Der Präsident Enrico
Preziosi, einst sechs Monate lang wegen Sportbetrugs gesperrt, hatte sich
inzwischen unter die Spieler auf das Spielfeld gemischt. Das Idol der Fans,
Giuseppe Sculli, diskutierte am Spielfeldrand mit den Fans. Ausgerechnet der
von Lazio ausgeliehene Stürmer, Enkel eines Mafia-Bosses aus Kalabrien und in
der Vergangenheit ebenfalls wegen Sportbetrugs gesperrt, zog sich dann als
einziger das Hemd nicht vom Leib. Sculli wurde anderntags von der Presse
gefeiert. Die Mannschaft hingegen erfüllte die Forderung, vor laufenden Kameras
und unter den ungläubigen Blicken der Zuschauer.

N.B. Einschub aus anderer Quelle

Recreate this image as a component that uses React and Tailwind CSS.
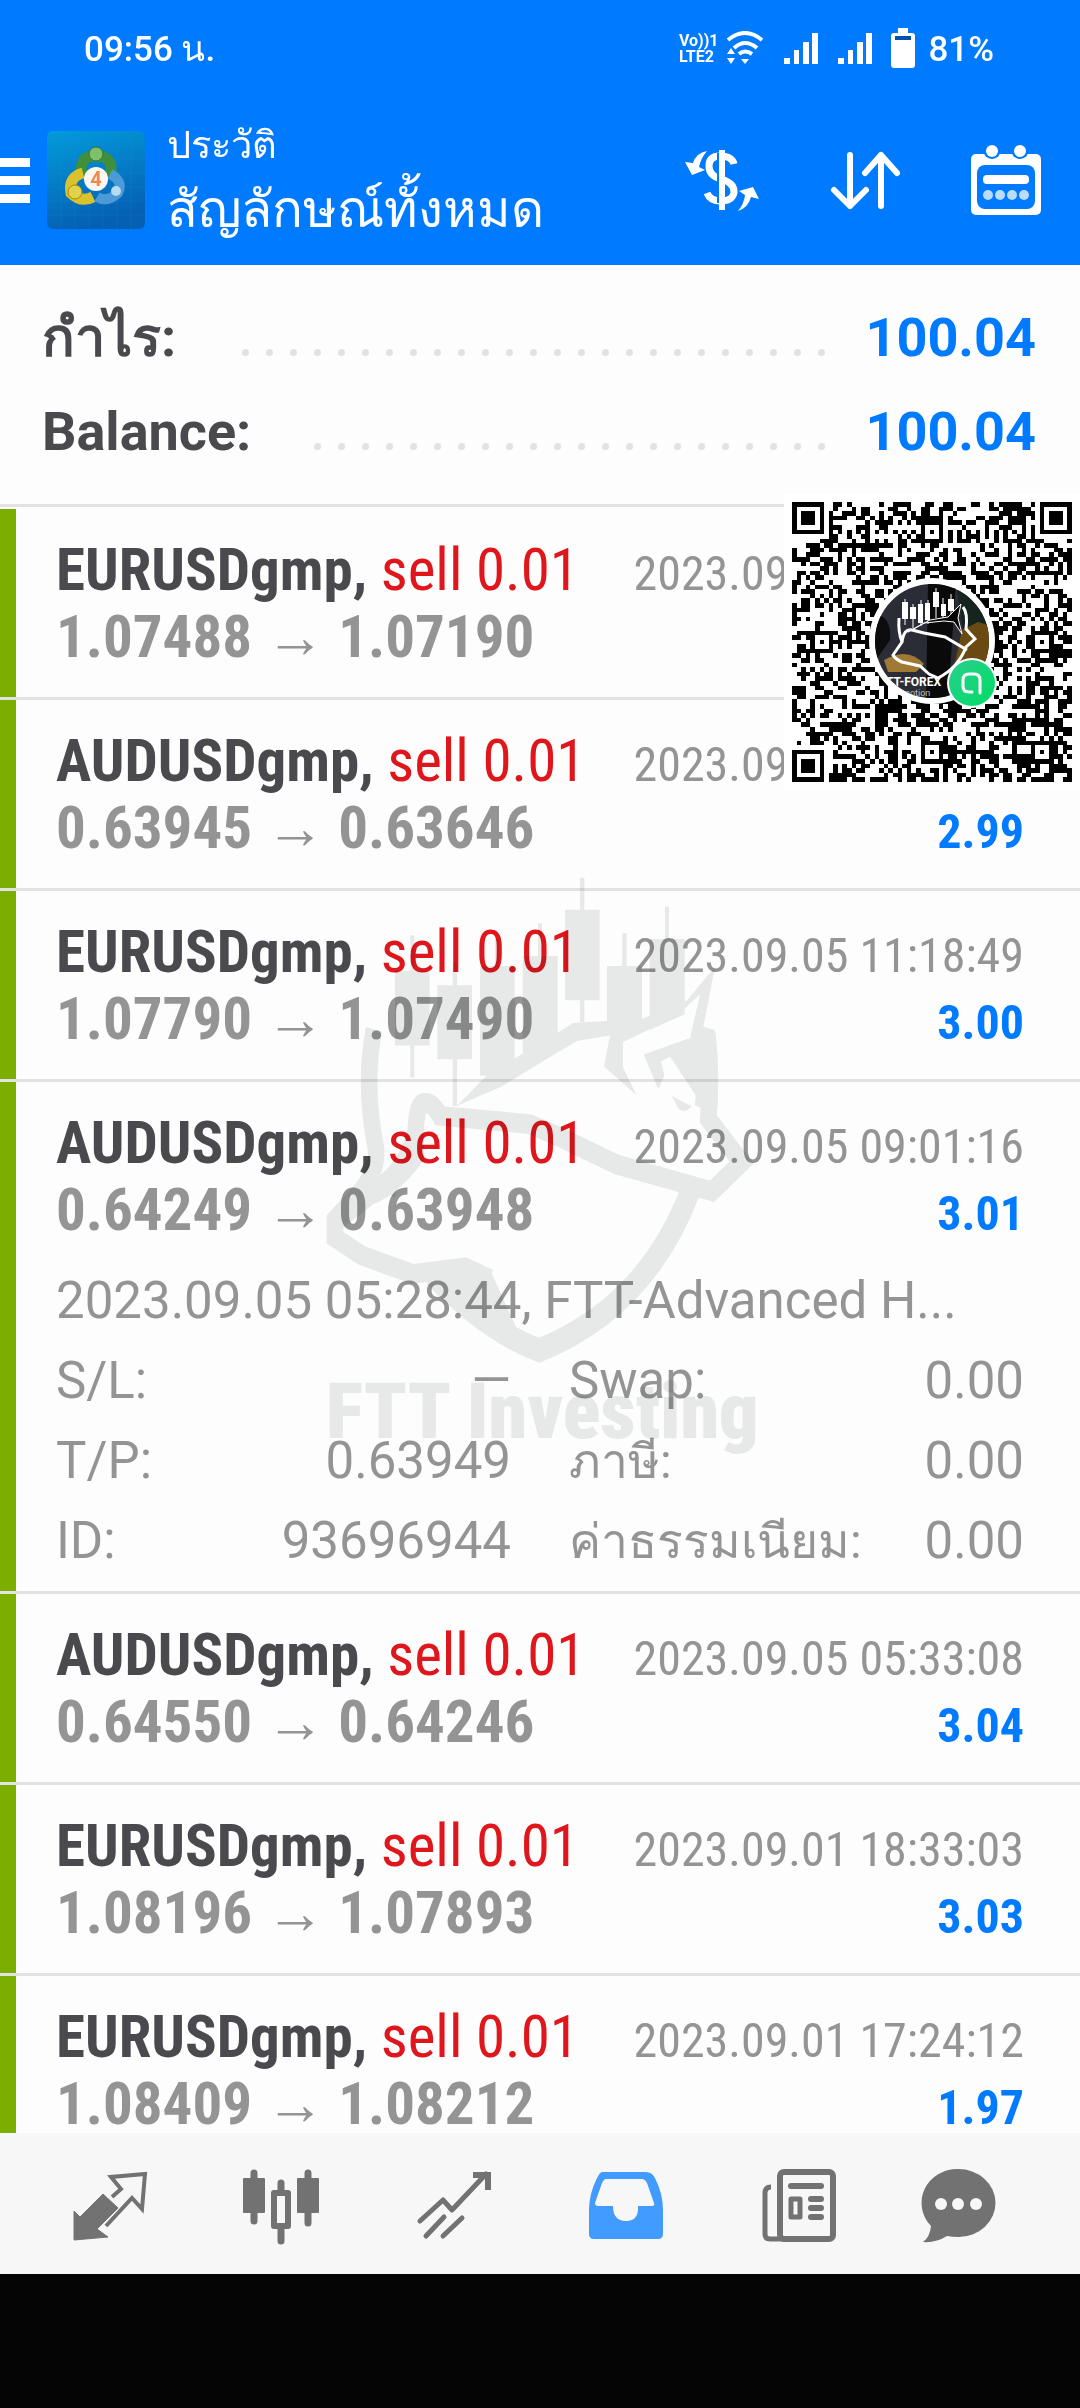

Die Hooligans forderten die Genoa-Spieler auf, ihre Trikots auszuziehen, weil sie der Vereinsfarben nicht mehr würdig seien. Nach Wiederanpfiff der Partie drehten die radikalen Genoa-Fans ihrer Mannschaft den Rücken zu und beschimpften sie mit Sprechchören. Die meisten Zuschauer hatten das Stadion Marassi zu diesem Zeitpunkt bereits verlassen. Das Spiel endete mit 1:4.
Italiens Fußballverbandspräsident Giancarlo Abete verurteilte die Fan-Randale am Sonntag als "inakzeptabel". "Dies sind keine Fußballfans. Solche Leute dürfen nirgendwo mehr ins Stadion", sagte Abete. Die "Gazzetta dello Sport" bezeichnete die Randalierer auf ihrer Internetseite als "Schande" für den Fußball.